Kelly and I look back at our years in public school and marvel at how little we’ve retained even from some of our favorite classes. Kelly’s experience differed from mine insofar as she was driven to get straight A’s, keen on pleasing others, whereas I applied myself to the subjects which interested me, and only did enough to get by in those which did not. My knack for test taking helped me earn good enough grades to be admitted to the University of Colorado at Boulder, where, in retrospect, I pursued my own version of unschooling without knowing what to call it. I got to know my professors and engaged them outside of the classroom, intent on taking from them the knowledge I wanted with little regard for their lesson plans.

I’m very excited to see my kids learning what they want to learn when they want to learn it. Once you’ve opened your mind to the idea that kids want to learn the things they need to know in order to do what they want to do, compulsory education looks insane. My oldest son got really interested in numbers when he was about two to when he was four; he was counting, then adding, finally multiplying, but then just lost interest and moved on to something else. It just seemed like such a natural way to learn; by stark contrast the schooling model of learning six different subjects simultaneously in prescribed blocks of time marked by bells really seems detrimental to any real learning and long term retention.
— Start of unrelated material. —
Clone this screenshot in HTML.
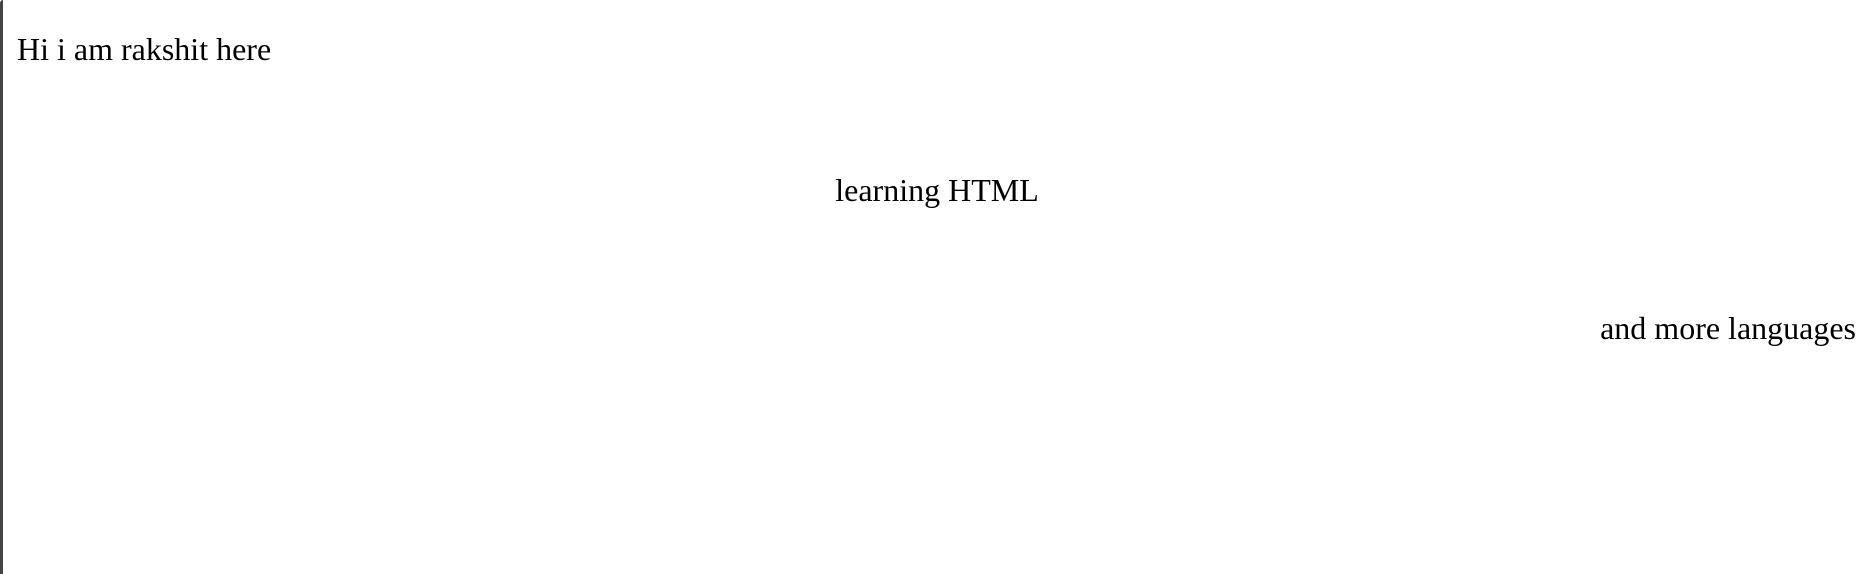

We feel given the realizations we’ve made we couldn’t live with ourselves forcing our kids to go to school, although there is the persistent fear of being all alone. We had a handful of families all with boys of similar ages to ours we saw on a regular basis, then as their kids started going to preschool, we drifted apart. Unfortunately as time wears on, our oldest son grows more bored and lonely in ‘baby groups’. We have two families we’re still close to, but they’re not completely committed to an alternative to school. So at this point we are seeking out other unschooling families with which to build our community.